Kids can seriously regress when things are stressful- it could be a reaction to something that happened at dads OR that he’s not seeing dad. Get him in counseling ASAP, any pediatric counselor should be able to help w diagnosis of possible adhd, but also help figure out if something happened too
Talk to him. The world is a scary place and parents are supposed to be trusted. If he feels that he’s trust (which is massive for kids because they love unconditionally) is broken by one parent he may be scared that you could break he’s trust. Talk to him ask him what’s wrong, is there something he wants to tell you and doesn’t know how (let him know he won’t be in trouble). Let him know that you love him and nothing he says or does will ever stop you from loving him. Tell him everyday that you love him (every morning and every night before bed), tell him that he is brave, strong, caring, awesome, that he can achieve anything he dreams off.
Contact a therapist that deals with trauma and speak with them for advice, not Facebook.
Hes acting out because hes scared and angry he probably remembers very well what happened to him. Take him to child therapy and hes acting out probably because of his trauma, and doesnt want to be touched. If not delt with properly he will not recover from this in a healthy way. What did he say!?
ADHD and ODD go together often.
Sorry to hear this is horrible poor lil dude I would definitely get him in therapy /counseling both of u actually
Those sound like red flags. I believe your right about the sexual stuff. I am so sorry.

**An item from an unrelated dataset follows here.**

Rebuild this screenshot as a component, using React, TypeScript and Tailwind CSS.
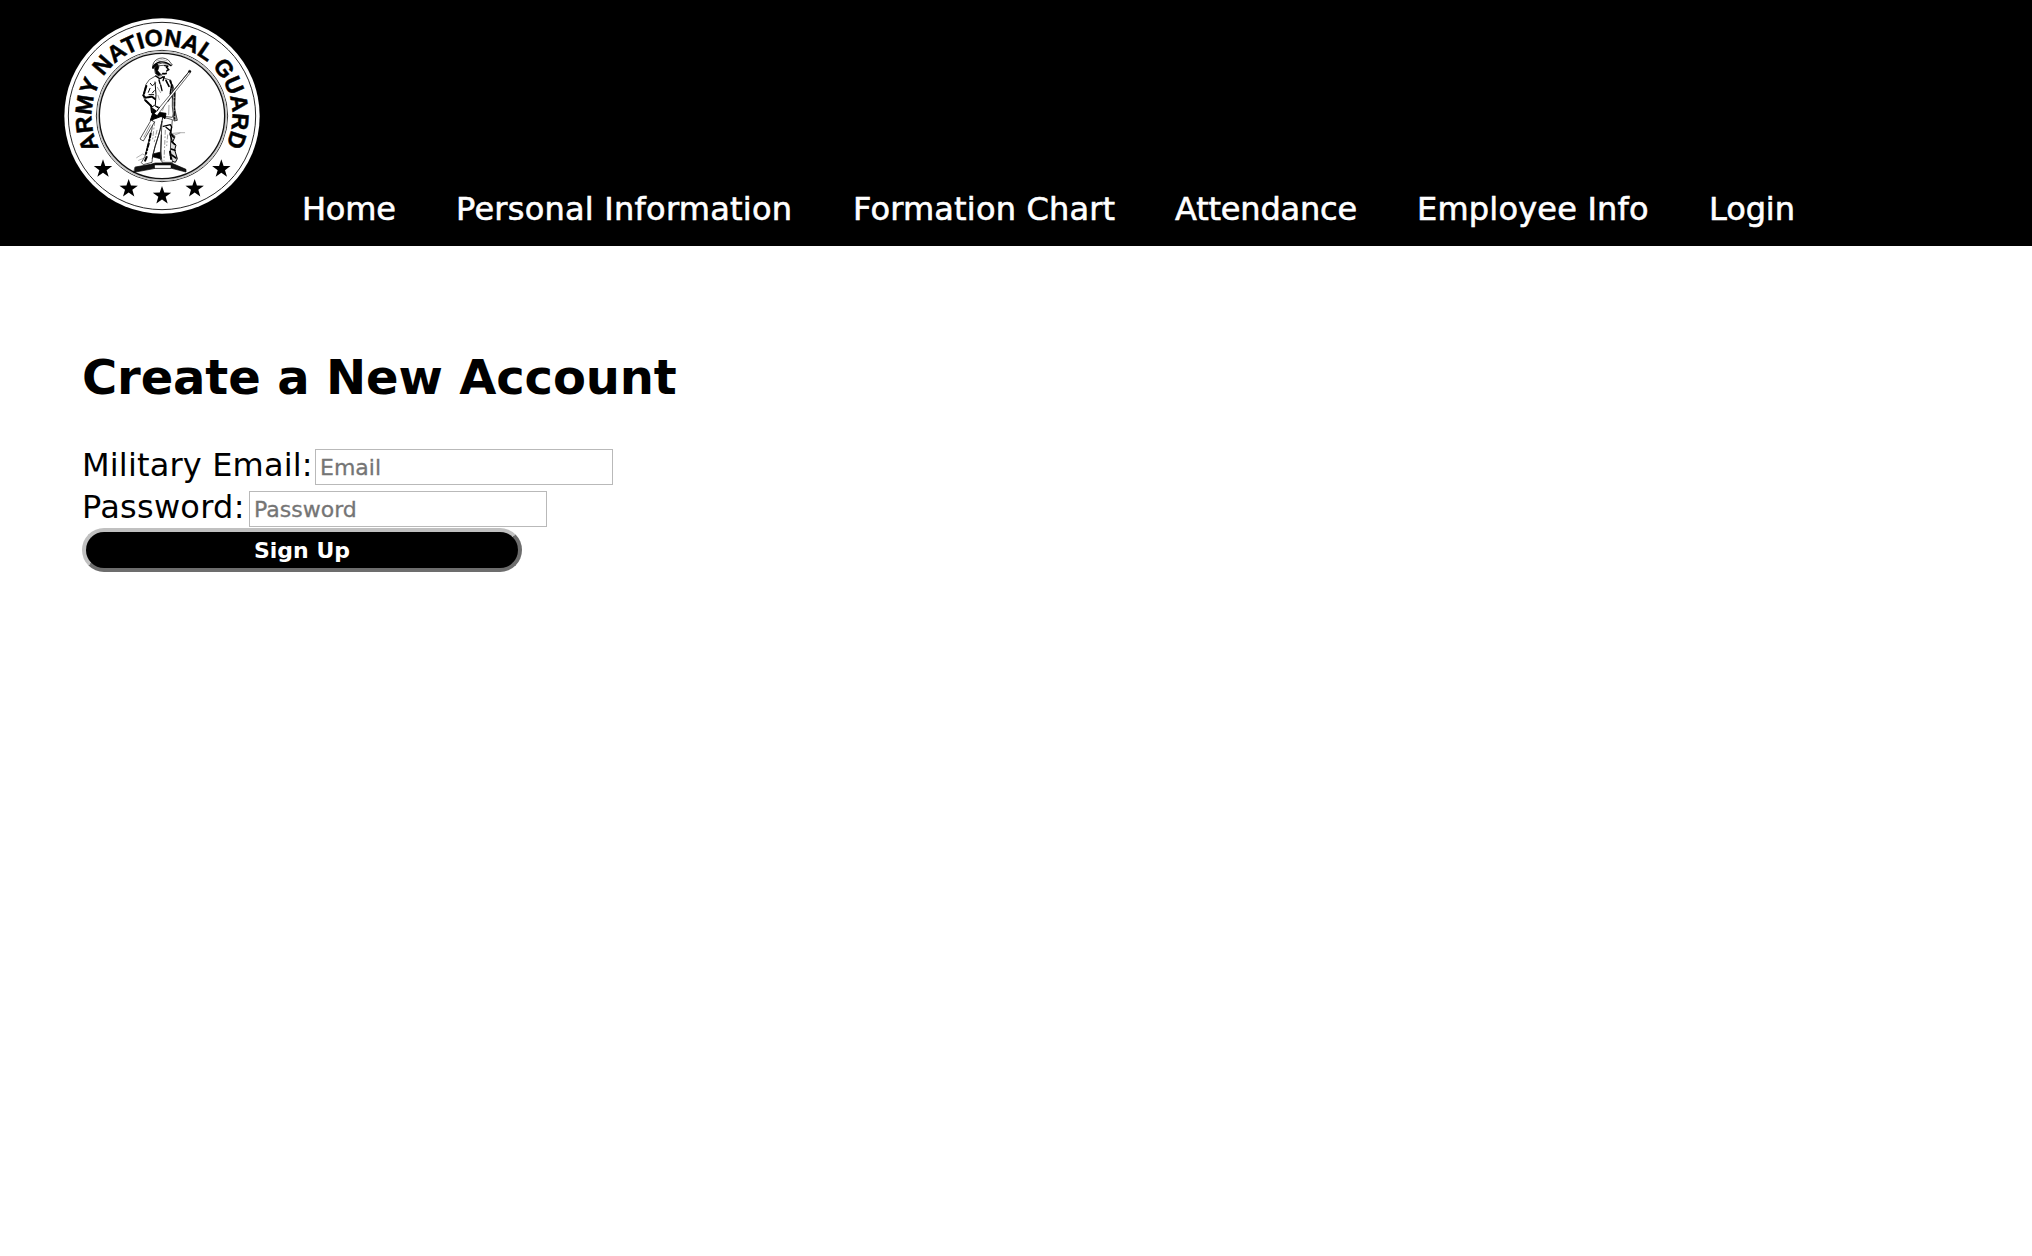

Google or ask DHS the signs of sexual abuse in little ones. His sound very common for victims. Talk to his pediatrician about the behaviours. They may be able to get him an appointment with an expert that is trained to talk to younger children. Been there. Good luck.
So, CPS found nothing, he’s acting out now that he can’t see dad and you’re going to blame the issues on dad? Since you don’t share what was said, it’s really hard to judge what’s going on. The fact they had him interviewed by strangers doesn’t mean anything, I’d he wouldn’t talk they would continue investigating and set up another meeting. Since they’re not doing anything, they must not have found any concern (you also don’t say where they’re at with their investigation).
I don’t know… There’s a lot of missing info
Definite get to the bottom of it. Make sure you have facts. If Dad is innocent you don’t want to ruin his father life. I’ll pray for revelation.
Make sure he can not see dad! Get him checked out make a case against the dad. Protect your baby and make sure he gets the help and love he needs. Let him know he can trust you.
Did you take him to a medical trauma expert to check for physical signs of rape?
I haven’t dealt with any of this. But I would definitely consider counseling or a therapy. Prayers for your little guy!